No ano seguinte, o presidente republicano anunciou a saída do Tratado de Céus Abertos, que permitia voos de esclarecimento como medida para estabelecimento de confiança mútua.
O New START é o último remanescente dessa linha de acordos bilaterais de desarmamento nuclear entre as duas potências. Contudo, também o seu futuro é incerto: recém-prorrogado pelo prazo máximo de cinco anos, ele vigora inicialmente até 2026. E nisso nada deverá se alterar, com ou sem guerra na Ucrânia ou sanções, afirmam os russos.

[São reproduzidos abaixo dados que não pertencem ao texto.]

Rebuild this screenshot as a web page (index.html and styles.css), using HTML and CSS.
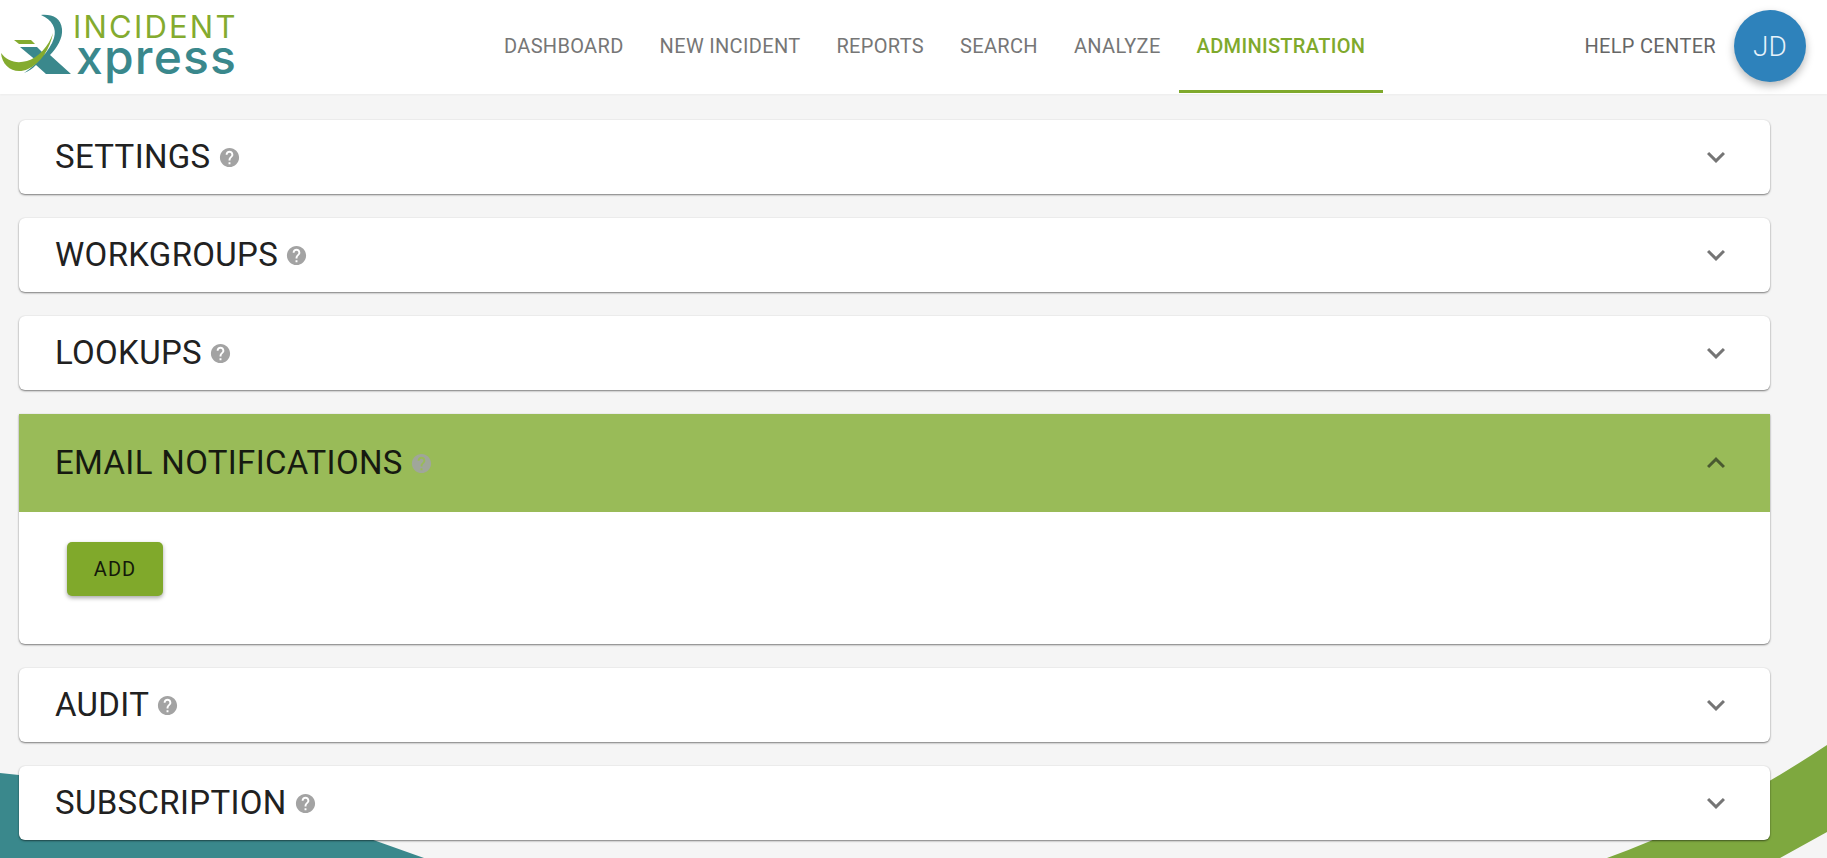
FILE: index.html
```html
<!DOCTYPE html>
<html lang="en">
<head>
<meta charset="utf-8">
<title>Incident Xpress - Administration</title>
<link rel="stylesheet" href="styles.css">
</head>
<body>
<svg class="swoosh swoosh-left" viewBox="0 0 430 85" aria-hidden="true"><path d="M0 0 L19 2 L320 48 L424 85 L0 85Z"/></svg>
<svg class="swoosh swoosh-right" viewBox="0 0 220 118" aria-hidden="true"><path d="M220 5 Q110 78 0 118 L173 118 L220 92Z"/></svg>
<header class="topbar">
  <a class="logo" href="#">
    <svg class="logo-mark" viewBox="0 0 72 72" aria-hidden="true">
      <path class="mark-teal" d="M41 10 C52 9 61 13 62 24 C63 33 57 43 50 50 L71 69 L46 69 L36 60 C32 64 29 66 24 68 C36 60 50 46 54 33 C57 23 52 15 41 10Z"/>
      <path class="mark-teal" d="M20 42 L37 42 L46 51 L38 57Z"/>
      <path class="mark-green" d="M14 35 L31 35 L35 39 L19 39Z"/>
      <path class="mark-green" d="M1 48 C2 62 15 70 28 64 C41 58 50 44 53 28 C49 41 38 53 27 56 C16 59 7 56 1 48Z"/>
    </svg>
    <span class="logo-text">
      <span class="logo-top">INCIDENT</span>
      <span class="logo-bottom">xpress</span>
    </span>
  </a>
  <nav class="nav">
    <a class="nav-link" href="#">DASHBOARD</a>
    <a class="nav-link" href="#">NEW INCIDENT</a>
    <a class="nav-link" href="#">REPORTS</a>
    <a class="nav-link" href="#">SEARCH</a>
    <a class="nav-link" href="#">ANALYZE</a>
    <a class="nav-link active" href="#">ADMINISTRATION</a>
  </nav>
  <div class="top-right">
    <a class="help" href="#">HELP CENTER</a>
    <div class="avatar">JD</div>
  </div>
</header>
<main class="panels">
  <section class="panel">
    <div class="panel-head"><h2>SETTINGS</h2><svg class="q"><use href="#help"/></svg><svg class="chev"><use href="#down"/></svg></div>
  </section>
  <section class="panel">
    <div class="panel-head"><h2>WORKGROUPS</h2><svg class="q"><use href="#help"/></svg><svg class="chev"><use href="#down"/></svg></div>
  </section>
  <section class="panel">
    <div class="panel-head"><h2>LOOKUPS</h2><svg class="q"><use href="#help"/></svg><svg class="chev"><use href="#down"/></svg></div>
  </section>
  <section class="panel open">
    <div class="panel-head"><h2>EMAIL NOTIFICATIONS</h2><svg class="q"><use href="#help"/></svg><svg class="chev"><use href="#up"/></svg></div>
    <div class="panel-body"><button class="btn" type="button">ADD</button></div>
  </section>
  <section class="panel">
    <div class="panel-head"><h2>AUDIT</h2><svg class="q"><use href="#help"/></svg><svg class="chev"><use href="#down"/></svg></div>
  </section>
  <section class="panel">
    <div class="panel-head"><h2>SUBSCRIPTION</h2><svg class="q"><use href="#help"/></svg><svg class="chev"><use href="#down"/></svg></div>
  </section>
</main>
<svg class="defs" aria-hidden="true">
  <symbol id="help" viewBox="0 0 24 24"><path fill="currentColor" d="M12 2C6.48 2 2 6.48 2 12s4.48 10 10 10 10-4.48 10-10S17.52 2 12 2zm1 17h-2v-2h2v2zm2.07-7.75l-.9.92C13.45 12.9 13 13.5 13 15h-2v-.5c0-1.1.45-2.1 1.17-2.83l1.24-1.26c.37-.36.59-.86.59-1.41 0-1.1-.9-2-2-2s-2 .9-2 2H8c0-2.21 1.79-4 4-4s4 1.79 4 4c0 .88-.36 1.68-.93 2.25z"/></symbol>
  <symbol id="down" viewBox="0 0 24 24"><path fill="currentColor" d="M16.59 8.59 12 13.17 7.41 8.59 6 10l6 6 6-6z"/></symbol>
  <symbol id="up" viewBox="0 0 24 24"><path fill="currentColor" d="M12 8l-6 6 1.41 1.41L12 10.83l4.59 4.58L18 14z"/></symbol>
</svg>
</body>
</html>
```
FILE: styles.css
```css
* { box-sizing: border-box; }
html, body { height: 100%; }
body {
  margin: 0;
  height: 858px;
  overflow: hidden;
  position: relative;
  background: #f5f5f5;
  font-family: Roboto, "Liberation Sans", sans-serif;
  color: #212121;
}
.defs { display: none; }
.swoosh { position: absolute; fill: #3a888c; }
.swoosh-left { left: 0; bottom: 0; width: 430px; height: 85px; }
.swoosh-right { right: 0; bottom: 0; width: 220px; height: 118px; fill: #7ea83f; }

.topbar {
  position: relative;
  z-index: 2;
  height: 94px;
  background: #fff;
  display: flex;
  align-items: flex-start;
  box-shadow: 0 1px 2px rgba(0,0,0,.04);
}
.logo {
  width: 486px;
  display: flex;
  align-items: flex-start;
  text-decoration: none;
  flex: none;
}
.logo-mark { width: 72px; height: 72px; margin-top: 5px; flex: none; }
.mark-teal { fill: #3a888c; }
.mark-green { fill: #84ab2f; }
.logo-text { display: flex; flex-direction: column; margin-left: 1px; }
.logo-top {
  font-family: Inter, sans-serif;
  font-size: 31px;
  line-height: 28px;
  margin-top: 13px;
  letter-spacing: 2.2px;
  font-weight: 400;
  white-space: nowrap;
  color: #84ab2f;
}
.logo-bottom {
  font-family: Inter, sans-serif;
  font-size: 48px;
  line-height: 32px;
  letter-spacing: 1.2px;
  font-weight: 500;
  margin-left: 3px;
  color: #3a888c;
}
.nav { display: flex; align-items: stretch; height: 93px; }
.nav-link {
  padding: 2px 18px 0;
  display: flex;
  align-items: center;
  height: 93px;
  font-size: 20px;
  letter-spacing: .33px;
  font-weight: 400;
  color: #767676;
  text-decoration: none;
  border-bottom: 3px solid transparent;
}
.nav-link.active { color: #7fa92c; font-weight: 500; border-bottom-color: #7fa92c; }
.top-right {
  margin-left: auto;
  display: flex;
  align-items: center;
  gap: 18px;
  padding: 10px 21px 0 0;
}
.help { font-size: 20px; letter-spacing: .33px; color: #666; text-decoration: none; }
.avatar {
  width: 72px;
  height: 72px;
  border-radius: 50%;
  background: #2e82bb;
  color: #e6f2fa;
  font-size: 28px;
  font-weight: 300;
  display: flex;
  align-items: center;
  justify-content: center;
  box-shadow: 0 4px 8px rgba(0,0,0,.28);
}

.panels {
  position: relative;
  z-index: 1;
  padding: 26px 57px 0 19px;
  display: flex;
  flex-direction: column;
  gap: 24px;
}
.panel {
  background: #fff;
  border-radius: 6px;
  box-shadow: 0 1px 2px rgba(0,0,0,.5), 0 0 2px rgba(0,0,0,.06);
}
.panel-head {
  height: 74px;
  display: flex;
  align-items: center;
  padding: 0 36px;
}
.panel-head h2 {
  margin: 0 0 2px;
  font-size: 33px;
  font-weight: 400;
  letter-spacing: .33px;
  color: #212121;
}
.q { width: 23px; height: 23px; margin-left: 7px; color: #a3a3a3; flex: none; }
.chev { width: 36px; height: 36px; margin-left: auto; color: #757575; flex: none; }
.panel.open { border-radius: 0 0 6px 6px; }
.panel.open .panel-head { height: 98px; background: #99bb58; }
.panel.open .panel-head h2 { color: #161a10; }
.panel.open .q { color: #a0a69a; }
.panel.open .chev { color: #4a5a30; }
.panel-body { height: 132px; padding: 30px 48px; }
.btn {
  width: 96px;
  height: 54px;
  border: 0;
  border-radius: 5px;
  background: #80a92b;
  color: #14190a;
  font-family: inherit;
  font-size: 20px;
  letter-spacing: 1px;
  box-shadow: 0 2px 4px rgba(0,0,0,.35);
}
```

Emprego de armas nucleares mais provável que na Guerra Fria
Mas o que será depois de 2026? O ministro russo do Exterior, Serguei Lavrov, queixou-se recentemente de que Washington não propôs novas negociações. Cerca de uma semana atrás, o presidente americano, Joe Biden, afirmou que seu governo estaria pronto a negociações sobre um acordo subsequente. Entretanto a guerra russa contra a Ucrânia representa um atentado contra os pilares da ordem internacional, ressalvou, urgindo a China a também participar de um eventual pacto pós-New START.
O arsenal atômico chinês é bastante menor do que o dos Estados Unidos ou o da Rússia. Em seu relatório anual de 2022, o instituto de pesquisas para a paz Sipri, de Estocolmo, estima em 350 o total de ogivas da China. Contudo o país ganha terreno rapidamente e - justo em face das apreensões ocidentais de que Pequim invada Taiwan - Biden está muito interessado em envolver a potência asiática nas negociações de desarmamento.

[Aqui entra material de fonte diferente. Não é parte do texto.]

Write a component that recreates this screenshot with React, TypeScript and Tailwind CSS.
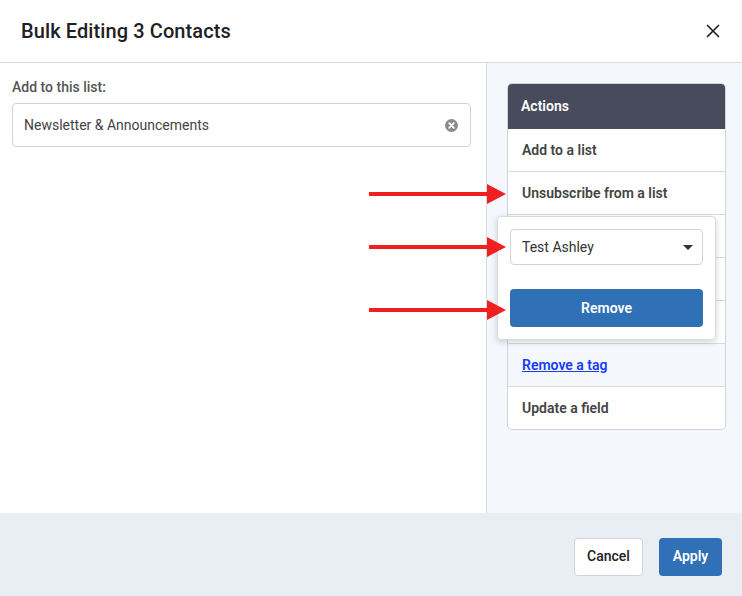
import { X } from "lucide-react";

// rows 3-5 sit under the popover, so only their borders show
const rows = ["Add to a list", "Unsubscribe from a list", "", "", ""];

function Arrow({ top }: { top: number }) {
  return (
    <div className="absolute left-[369px] flex items-center" style={{ top }}>
      <div className="h-[4px] w-[118px] bg-[#f02020]" />
      <div className="h-0 w-0 border-y-[10px] border-l-[19px] border-y-transparent border-l-[#f02020]" />
    </div>
  );
}

export default function App() {
  return (
    <div
      className="relative flex h-[596px] w-[742px] flex-col bg-white text-[#444]"
      style={{ fontFamily: "Roboto, 'Noto Sans', sans-serif" }}
    >
      <header className="flex h-[63px] items-center justify-between border-b border-[#d8dbe2] pl-[21px] pr-[18px]">
        <h1 className="text-[20px] font-medium tracking-[0.1px] text-[#1f2024]">Bulk Editing 3 Contacts</h1>
        <X size={22} strokeWidth={1.8} className="text-[#1f2024]" />
      </header>

      <main className="flex flex-1">
        <div className="w-[487px] border-r border-[#d8dbe2] px-3 pt-[14px]">
          <label className="block text-[14px] font-medium text-[#555]">Add to this list:</label>
          <div className="mt-[5px] flex h-[44px] w-[459px] items-center justify-between rounded border border-[#cfd3dc] pl-[11px] pr-[12px]">
            <span className="text-[14px] text-[#444]">Newsletter &amp; Announcements</span>
            <svg width="13" height="13" viewBox="0 0 16 16">
              <circle cx="8" cy="8" r="8" fill="#8a8a8a" />
              <path d="M5.2 5.2l5.6 5.6M10.8 5.2l-5.6 5.6" stroke="#fff" strokeWidth="2.2" strokeLinecap="round" />
            </svg>
          </div>
        </div>

        <div className="flex-1 bg-[#f4f7fc] pl-5 pt-5">
          <div className="relative w-[219px]">
            <div className="overflow-hidden rounded-[5px] border border-[#cfd3dc] bg-white">
              <div className="flex h-[45px] items-center bg-[#474b5c] px-[13px] text-[14px] font-semibold text-white">
                Actions
              </div>
              {rows.map((r, i) => (
                <div
                  key={i}
                  className="flex h-[43px] items-center border-b border-[#d8dbe2] px-[14px] text-[14px] font-semibold text-[#444]"
                >
                  {r}
                </div>
              ))}
              <div className="flex h-[43px] items-center border-b border-[#d8dbe2] bg-[#f4f7fc] px-[14px] text-[14px] font-semibold text-[#1a3cf0] underline">
                Remove a tag
              </div>
              <div className="flex h-[42px] items-center px-[14px] text-[14px] font-semibold text-[#444]">
                Update a field
              </div>
            </div>

            <div className="absolute left-[-10px] top-[133px] w-[219px] rounded border border-[#d8dbe2] bg-white px-3 pb-[12px] pt-[12px] shadow-[0_2px_6px_rgba(0,0,0,0.18)]">
              <div className="flex h-[36px] items-center justify-between rounded border border-[#cfd3dc] pl-[11px] pr-[9px] text-[14px] text-[#333]">
                <span>Test Ashley</span>
                <div className="h-0 w-0 border-x-[5px] border-t-[5px] border-x-transparent border-t-[#333]" />
              </div>
              <button className="mt-[24px] flex h-[38px] w-full items-center justify-center rounded bg-[#3070b6] text-[14px] font-semibold text-white">
                Remove
              </button>
            </div>
          </div>
        </div>
      </main>

      <footer className="flex h-[83px] items-center justify-end gap-4 bg-[#e9edf4] pr-5 pt-[4px]">
        <button className="h-[38px] w-[69px] rounded border border-[#cfd3dc] bg-white text-[14px] font-medium text-[#222]">
          Cancel
        </button>
        <button className="h-[38px] w-[63px] rounded bg-[#3070b6] text-[14px] font-semibold text-white">
          Apply
        </button>
      </footer>

      <Arrow top={184} />
      <Arrow top={237} />
      <Arrow top={300} />
    </div>
  );
}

Contudo a China rejeita a proposta, do mesmo modo que Moscou, até o momento. No passado, os russos argumentaram que nesse caso se teria também que incluir as armas atômicas francesas e britânicas, que totalizam quase 500 ogivas.
Segundo o relatório do Sipri, o contingente atual de ogivas nucleares em todo o mundo - menos de 13 mil - é consideravelmente menor do que nos anos 80, durante a Guerra Fria, quando havia quase 70 mil artefatos nos diversos arsenais nacionais. No entanto, esse recuo está longe de ser tranquilizador, pois a modernização tecnológica compensa a redução numérica.

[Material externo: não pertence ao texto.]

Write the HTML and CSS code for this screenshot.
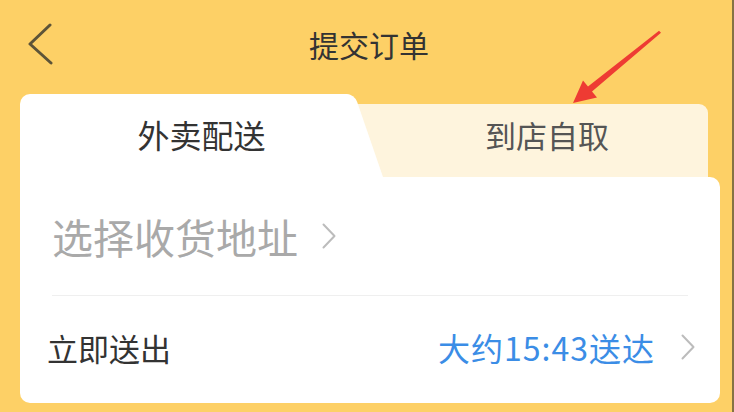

Hoje as armas nucleares são muito mais precisas, e o desenvolvimento de "mini nukes" - que não destroem um país inteiro, mas sim visam proporcionar uma vantagem tática geograficamente circunscrita, no contexto de um combate - torna o emprego das armas atômicas mais provável atualmente do que naquela época.
O relatório do Sipri aponta que, já no início de 2022, havia "sinais nítidos" de que "chegou ao fim" a gradual redução dos arsenais nucleares mundiais, registrada desde o fim da Guerra Fria. Além disso: "Todas as potências atômicas estão expandindo ou modernizando seus arsenais, e a maior parte desses Estados acirra sua retórica no sentido de um emprego das armas nucleares, conferindo-lhes um papel mais importante em suas estratégias militares. Uma tendência muito alarmante."
No contexto da invasão da Ucrânia por tropas russas, Moscou tem deixado claro que não descarta a o uso de armas nucleares.